During the outgoing announcement, data is fed to the audio integrated circuit Z102 to ENABLE HEAD, PLAY EQ, V FILT, and LINE RLY (off-hook) and to disable REC OUT, BIAS OUT, RD IN, BEEP OSC, HEAD RLY, MIC IN, SPKR OUT, REC EQ, EH-1 and EH-2. Microcomputer lines PB1 and PB2 are made high (1) providing motor drive and T-l play sole noid operation. Q1 18 is turned off via ZD106 and D116, forcing RD IN of Z102 high (1).

As the announcement tape travels, the audio is digitized by the audio integrated circuit Z102 and fed to the microcomputer Z101 by way of the data line. When the micro-computer senses no activity on the data line for three seconds, the T-1 announcement mode will be terminated, and the T-2 incoming message mode will be initiated.

During the T-2 incoming message mode, data is fed directly to the audio integrated circuit Z102 at the end of the announcement interval T-1 to enable REC EQ, LINE RLY, BIAS OUT, BEEP OSC, REC OUT, SPKR OUT, and EH-2; and to disable EH-1, V FILT, RD IN, HEAD IN, MIC IN, PLAY EQ, AND HEAD ELY. Microcomputer lines PB1 and PB4 are made high (1) enabling M1 and SD3. Digitized audio will be sent to the micromputer Z101 from the audio integrated circuit Z102 on the data line. This data will be examined by the VOX algorithm and T-2 mode will be sustained as long as non-repetitious signals are being received or until maximum time limit has been reached.

Remote detection of signals received from the control unit 25 of Fig. 2 is achieved as follows. The incoming signal (Fig. 6) is digitized by the audio integrated circuit Z102 and sent to the microcomputer Z101 on the data line (PAO). If a valid remote code is received, the microcomputer will send data to the audio integrated circuit to enable PLAY EQ, HEAD IN, LINE RLY and HEAD RLY, and to disable EH-1, EH-2, REC OUT, BIAS OUT, V FILT, RD IN, MIC IN, SPKR OUT, REC EQ, and BEEP OSC.

Microcomputer lines PB1 and PB5 are made high (1) enabling M1 and SD4 causing the T-2 announcement tape to rewind. As the announcement tape is moving, switch S2 on the deck shown in Fig. 4B is opened and closed generating pulses. As long as pulses from S2 are received at the microcomputer (PA5) the unit will remain in rewind. When the message tape T-2 is rewound, microcomputer lines PB1 and PB4 will be made high (1) energizing motor M1 and SD3 (Fig. 4B) thus placing the unit in the remote playback mode. After all messages have been played, the microcomputer will release the T-2 forward solenoid (PB4) and the unit will go to the T-l reset mode.

For the T-1 reset mode, data is fed to the audio integrated circuit Z102 to disable all inputs and outputs. Microcomputer lines PB1 and PB3 are made high (1) enabling M1 and SD2 (T-1 rewind) on the deck. These lines will remain high (1) as long as S1 pulses are received at PB4. The S1 pulses are generated by a switch S1 which opens and closes so long as the announcement tape T-1 is mov ing (see deck of Fig. 4B). When the pulses cease, the telephone answering unit will return to the original answer mode, and is ready to recieve subsequent calls.

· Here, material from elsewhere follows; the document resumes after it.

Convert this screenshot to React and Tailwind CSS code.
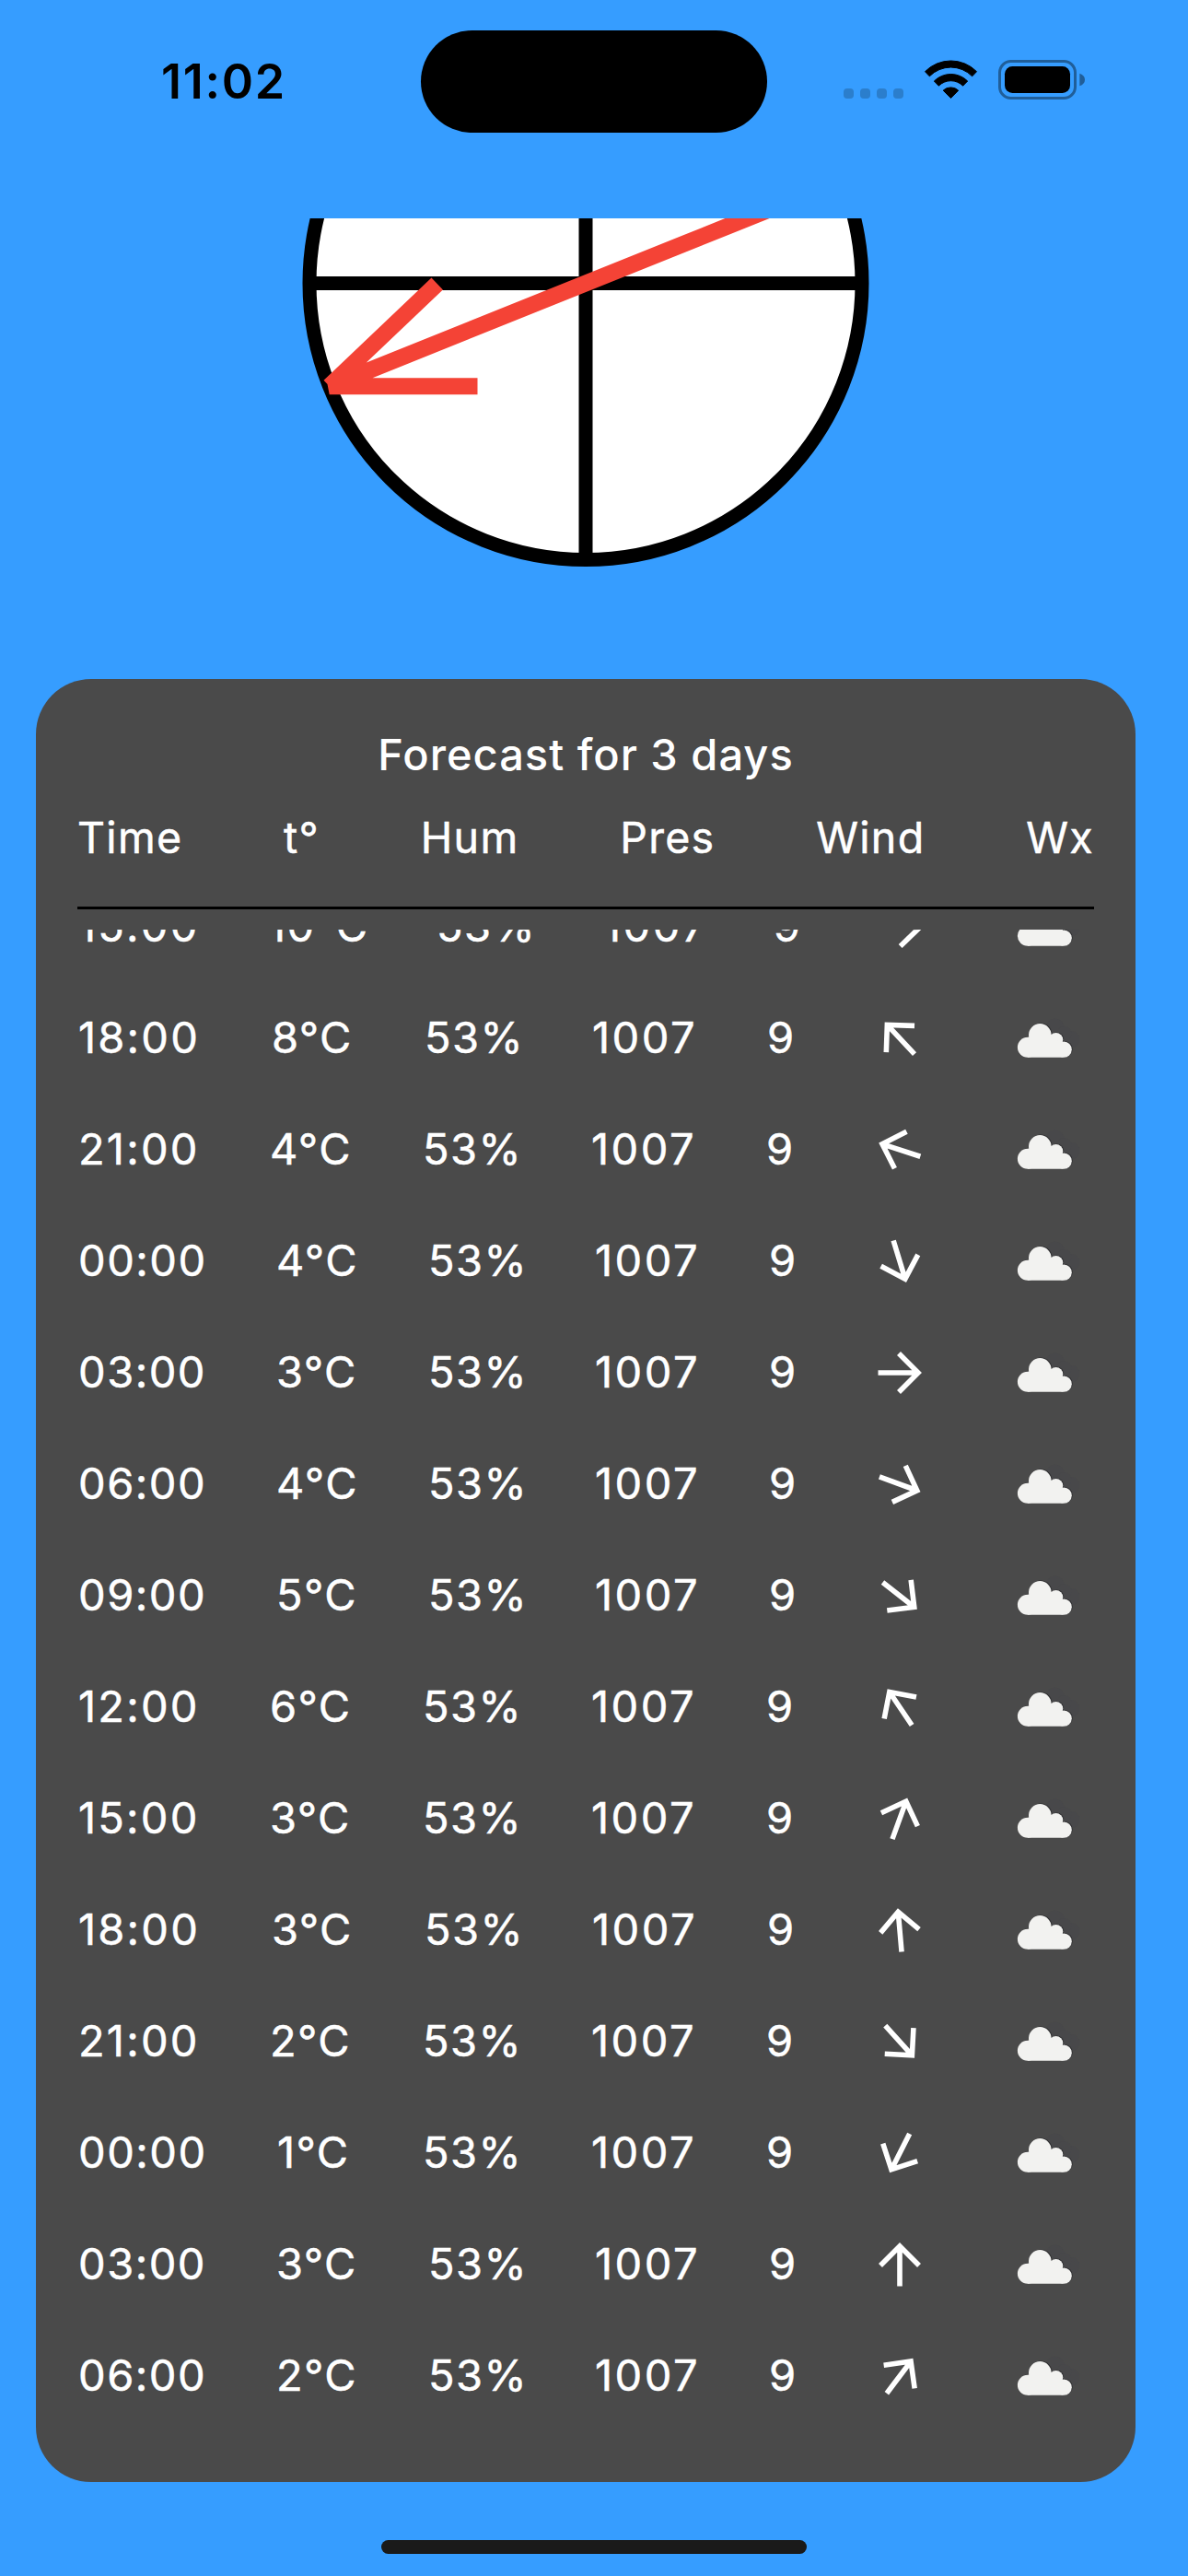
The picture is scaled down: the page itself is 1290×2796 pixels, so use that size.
import React from "react";

const WIDE = "grid-cols-[215px_165px_181px_189px_106px_163px_1fr]";
const NARROW = "grid-cols-[208px_166px_183px_190px_109px_163px_1fr]";
const MEDIUM = "grid-cols-[210px_166px_182px_190px_108px_163px_1fr]";
const FIRST = "grid-cols-[206px_183px_181px_185px_103px_161px_1fr]";
const MIXED = "grid-cols-[216px_158px_183px_190px_109px_163px_1fr]";

const ROWS = [
  ["15:00", "10°C", 91, FIRST],
  ["18:00", "8°C", -43, MEDIUM],
  ["21:00", "4°C", -72, NARROW],
  ["00:00", "4°C", 163, WIDE],
  ["03:00", "3°C", 90, WIDE],
  ["06:00", "4°C", 110, WIDE],
  ["09:00", "5°C", 128, WIDE],
  ["12:00", "6°C", -34, NARROW],
  ["15:00", "3°C", 20, NARROW],
  ["18:00", "3°C", -5, MEDIUM],
  ["21:00", "2°C", 138, NARROW],
  ["00:00", "1°C", 207, MIXED],
  ["03:00", "3°C", 0, WIDE],
  ["06:00", "2°C", 37, WIDE],
];

function Arrow({ angle }) {
  return (
    <svg width="72" height="72" viewBox="-36 -36 72 72" style={{ transform: `rotate(${angle}deg)` }}>
      <path d="M0 23.5V-19M-21 1L0 -20L21 1" fill="none" stroke="white" strokeWidth="5.6" />
    </svg>
  );
}

function CloudShape(props) {
  return (
    <g {...props}>
      <circle cx="11.300" cy="34.700" r="11" />
      <circle cx="24.700" cy="21.300" r="12.300" />
      <circle cx="42" cy="26.500" r="7.700" />
      <circle cx="50.600" cy="37.100" r="8.600" />
      <path d="M11.300 45.700V23.700H13V20H36L42 26L50 32V45.700Z" />
    </g>
  );
}

function Cloud() {
  return (
    <svg width="72" height="48" viewBox="-0.600 0.900 72 48">
      <g fill="#48484a">
        <circle cx="41" cy="13.500" r="10" />
        <circle cx="59" cy="26" r="9" />
        <circle cx="51" cy="20" r="8" />
      </g>
      <CloudShape fill="#2c2c2e" transform="translate(0.900 -0.500)" />
      <CloudShape fill="#f2f2f0" />
    </svg>
  );
}

function StatusIcons() {
  return (
    <svg width="300" height="100" viewBox="0 0 900 300" className="ml-[67px] mt-[40px]">
      <g fill="#2b7ecc">
        <rect x="48" y="168" width="33" height="33" rx="12" />
        <rect x="102" y="168" width="33" height="33" rx="12" />
        <rect x="156" y="168" width="33" height="33" rx="12" />
        <rect x="210" y="168" width="33" height="33" rx="12" />
      </g>
      <g fill="black" stroke="black" strokeWidth="3" strokeLinejoin="round">
        <path d="M313.500 113A118 118 0 0 1 481.500 113L467 128.500A97 97 0 0 0 328 128.500Z" />
        <path d="M343 144A77 77 0 0 1 452 144L437 159.500A56 56 0 0 0 358 159.500Z" />
        <path d="M372.500 174.500A36 36 0 0 1 422 174.500L397.500 199.500Z" />
      </g>
      <rect x="556.500" y="79.500" width="246" height="120" rx="37" fill="none" stroke="#205e99" strokeWidth="9" />
      <rect x="573" y="96" width="213" height="87" rx="25" fill="black" />
      <path d="M817 119Q834 125 834 139.500Q834 154 817 160Z" fill="#205e99" />
    </svg>
  );
}

export default function App() {
  return (
    <div className="flex h-[2796px] w-[1290px] flex-col overflow-hidden bg-[#369dff] font-['Inter',sans-serif]">
      <header className="flex h-[237px] shrink-0 items-start">
        <div className="ml-[175px] mt-[56px] w-[282px] text-[52px] font-semibold leading-[66px] tracking-[1.7px] text-black">11:02</div>
        <div className="mt-[33px] h-[111px] w-[376px] rounded-full bg-black" />
        <StatusIcons />
      </header>
      <section className="flex h-[500px] shrink-0 pl-[321px]">
        <svg width="630" height="390" viewBox="321 237 630 390">
          <circle cx="636" cy="307.500" r="300" fill="white" stroke="black" strokeWidth="15" />
          <path d="M336 307.500H936M636 7.500V607.500" stroke="black" strokeWidth="15" />
          <path d="M914.300 195.700L357.700 419.300H518.500M357.700 419.300L474.700 308" fill="none" stroke="#f44336" strokeWidth="18" strokeLinejoin="bevel" />
        </svg>
      </section>
      <main className="ml-[39px] flex h-[1957px] w-[1194px] shrink-0 flex-col rounded-[60px] bg-[#4a4a4a] px-[45px] text-[47px] font-normal text-white">
        <h1 className="mt-[52px] text-center font-medium leading-[60px] tracking-[1px]">Forecast for 3 days</h1>
        <div className="mt-[30px] flex justify-between text-[46.5px] leading-[60px] tracking-[1.3px] [-webkit-text-stroke:0.5px_white]">
          <span>Time</span><span>t°</span><span>Hum</span><span>Pres</span><span>Wind</span><span>Wx</span>
        </div>
        <div className="mt-[45px] h-[3px] shrink-0 bg-black" />
        <div className="mt-[22px] flex h-[1630px] flex-col justify-end overflow-hidden [-webkit-text-stroke:0.5px_white]">
          {ROWS.map(([time, temp, angle, columns], i) => (
            <div key={i} className={`grid h-[121px] shrink-0 items-center pl-px tracking-[1.4px] ${columns}`}>
              <span className={time.startsWith("0") ? "tracking-[1.5px]" : "tracking-[2.2px]"}>{time}</span>
              <span>{temp}</span>
              <span>53%</span>
              <span className="tracking-[2.5px]">1007</span>
              <span>9</span>
              <Arrow angle={angle} />
              <Cloud />
            </div>
          ))}
        </div>
      </main>
      <footer className="mt-[63px] flex justify-center">
        <div className="h-[15px] w-[462px] rounded-full bg-[#1a1a1a]" />
      </footer>
    </div>
  );
}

The invention provides, therefore, an im proved microcomputer controlled telephone answering system which is equipped with a remote control which transmits remote control signals in accordance with a predetermined code, so that access to the telephone answering unit is achieved only when the particular code is transmitted over the telephone line.

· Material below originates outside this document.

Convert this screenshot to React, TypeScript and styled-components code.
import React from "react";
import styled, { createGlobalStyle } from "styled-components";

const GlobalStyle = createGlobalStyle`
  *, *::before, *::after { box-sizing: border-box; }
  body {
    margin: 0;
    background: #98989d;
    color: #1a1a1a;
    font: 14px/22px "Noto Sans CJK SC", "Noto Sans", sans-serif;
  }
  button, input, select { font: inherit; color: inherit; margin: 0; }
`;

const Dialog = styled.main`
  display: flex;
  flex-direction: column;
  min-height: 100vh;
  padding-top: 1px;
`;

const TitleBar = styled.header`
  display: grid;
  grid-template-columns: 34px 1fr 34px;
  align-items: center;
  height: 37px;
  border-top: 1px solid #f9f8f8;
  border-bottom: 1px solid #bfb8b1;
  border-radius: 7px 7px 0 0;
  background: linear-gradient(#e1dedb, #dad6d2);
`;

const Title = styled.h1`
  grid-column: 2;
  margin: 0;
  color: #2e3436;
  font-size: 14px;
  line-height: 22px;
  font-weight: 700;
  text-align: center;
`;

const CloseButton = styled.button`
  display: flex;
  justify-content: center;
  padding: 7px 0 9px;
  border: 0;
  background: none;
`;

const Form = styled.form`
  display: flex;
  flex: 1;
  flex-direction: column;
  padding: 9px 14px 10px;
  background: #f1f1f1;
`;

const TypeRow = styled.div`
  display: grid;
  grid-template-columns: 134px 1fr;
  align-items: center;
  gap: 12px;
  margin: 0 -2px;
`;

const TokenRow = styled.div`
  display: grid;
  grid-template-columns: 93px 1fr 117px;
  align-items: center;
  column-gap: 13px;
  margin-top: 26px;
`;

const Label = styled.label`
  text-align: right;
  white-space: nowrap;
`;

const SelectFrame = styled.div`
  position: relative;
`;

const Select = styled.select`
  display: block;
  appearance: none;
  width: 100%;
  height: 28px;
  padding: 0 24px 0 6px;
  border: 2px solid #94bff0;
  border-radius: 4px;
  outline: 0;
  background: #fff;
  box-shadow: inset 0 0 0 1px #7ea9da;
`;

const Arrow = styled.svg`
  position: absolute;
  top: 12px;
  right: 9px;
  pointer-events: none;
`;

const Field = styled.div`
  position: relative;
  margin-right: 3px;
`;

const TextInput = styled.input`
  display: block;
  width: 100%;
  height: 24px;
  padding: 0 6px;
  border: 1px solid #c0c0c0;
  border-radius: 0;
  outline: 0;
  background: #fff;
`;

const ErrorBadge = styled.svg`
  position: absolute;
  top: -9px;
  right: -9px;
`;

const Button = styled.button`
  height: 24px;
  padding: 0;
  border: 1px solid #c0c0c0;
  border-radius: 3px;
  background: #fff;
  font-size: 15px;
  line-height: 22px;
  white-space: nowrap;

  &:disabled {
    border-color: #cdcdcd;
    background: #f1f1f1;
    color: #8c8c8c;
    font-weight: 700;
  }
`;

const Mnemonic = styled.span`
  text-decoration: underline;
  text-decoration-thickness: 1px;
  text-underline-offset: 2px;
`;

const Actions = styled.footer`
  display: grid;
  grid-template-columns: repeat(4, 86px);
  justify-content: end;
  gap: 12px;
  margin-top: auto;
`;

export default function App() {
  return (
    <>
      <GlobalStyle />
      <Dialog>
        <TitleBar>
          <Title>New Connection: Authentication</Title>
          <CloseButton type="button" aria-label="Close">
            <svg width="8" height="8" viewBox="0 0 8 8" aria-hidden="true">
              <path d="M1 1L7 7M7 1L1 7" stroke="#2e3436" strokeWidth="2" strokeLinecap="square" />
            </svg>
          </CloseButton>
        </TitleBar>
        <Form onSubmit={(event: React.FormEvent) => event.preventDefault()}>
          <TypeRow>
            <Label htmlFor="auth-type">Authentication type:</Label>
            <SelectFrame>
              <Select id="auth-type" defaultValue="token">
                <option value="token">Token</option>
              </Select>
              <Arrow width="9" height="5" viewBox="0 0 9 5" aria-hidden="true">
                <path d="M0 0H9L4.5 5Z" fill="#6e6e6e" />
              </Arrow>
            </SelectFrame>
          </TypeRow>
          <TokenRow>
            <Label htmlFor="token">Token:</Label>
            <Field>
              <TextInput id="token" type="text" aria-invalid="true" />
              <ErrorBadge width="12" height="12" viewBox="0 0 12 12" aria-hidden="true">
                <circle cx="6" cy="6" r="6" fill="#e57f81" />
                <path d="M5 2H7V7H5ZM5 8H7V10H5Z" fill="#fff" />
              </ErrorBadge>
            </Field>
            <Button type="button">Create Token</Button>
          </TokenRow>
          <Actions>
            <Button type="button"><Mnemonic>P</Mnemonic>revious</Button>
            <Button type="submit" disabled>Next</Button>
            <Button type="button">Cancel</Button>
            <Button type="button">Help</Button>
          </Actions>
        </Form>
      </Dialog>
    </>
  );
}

It will be appreciated that while a particular embodiment of the invention has been shown and described, modifications may be made. It is intended in the following claims to cover all modifications which come within the scope of the invention.

Claims (6)

1. A control system which includes a first magnetic tape mechanism having a recorded announcement thereon, said announcement being transmitted over the telephone line during a first time interval (T-1) in response to a ring signal received over the telephone line, and a second magnetic tape mechanism for recording messages received over the telephone line during a second time interval (T-2) following the first time interval; said control system comprising: first circuit means settable to represent a predetermined digital code; audio circuit means adapted to be connected to the telephone line to transmit announcement signals over the telephone line from the first magnetic tape mechanism, to receive message signals from a calling party received over the telephone line to be recorded on the second magnetic tape mechanism, and to receive multi-bit binary coded tone signals from a remote control unit over the telephone line; a microcomputer connected to said audio circuit means and to said first circuit means to generate an output control signal upon the recipt of tone signals from the audio circuitry matching the setting of the first circuit means; and control circuitry connected to the microcomputer and responsive to the output signal from the microcomputer for causing the second magnetic tape mechanism to transmit messages recorded thereon successively over the telephone line.

2. The control system as claimed in Claim 1, in which said first circuit means includes a plurality of manually settable switches.

3. The control system as claimed in Claim 1 or 2, and which includes a control unit for transmitting the multi-bit binary coded tone signals over the telephone line, with a burst of tone signal at a first frequency representing a binary "1" bit, and with a burst of tone signal at a second frequency representing a binary "0" bit.

4. The control system as claimed in Claim 2, in which the control unit transmits the multi-bit binary coded signal with a pre-selected leading multi-bit portion for synchronization and identification purposes, followed by a multi-bit pattern representing the setting of said switches.

5. The control system as claimed in Claim 4, in which the control unit transmits the multi-bit binary coded signal with a trailing multi-bit sequence of a pre-selected pattern for separation purposes.

6. A control system substantially as herein described with reference to and as illustrated in Figs. 2-6 of the accompanying drawings.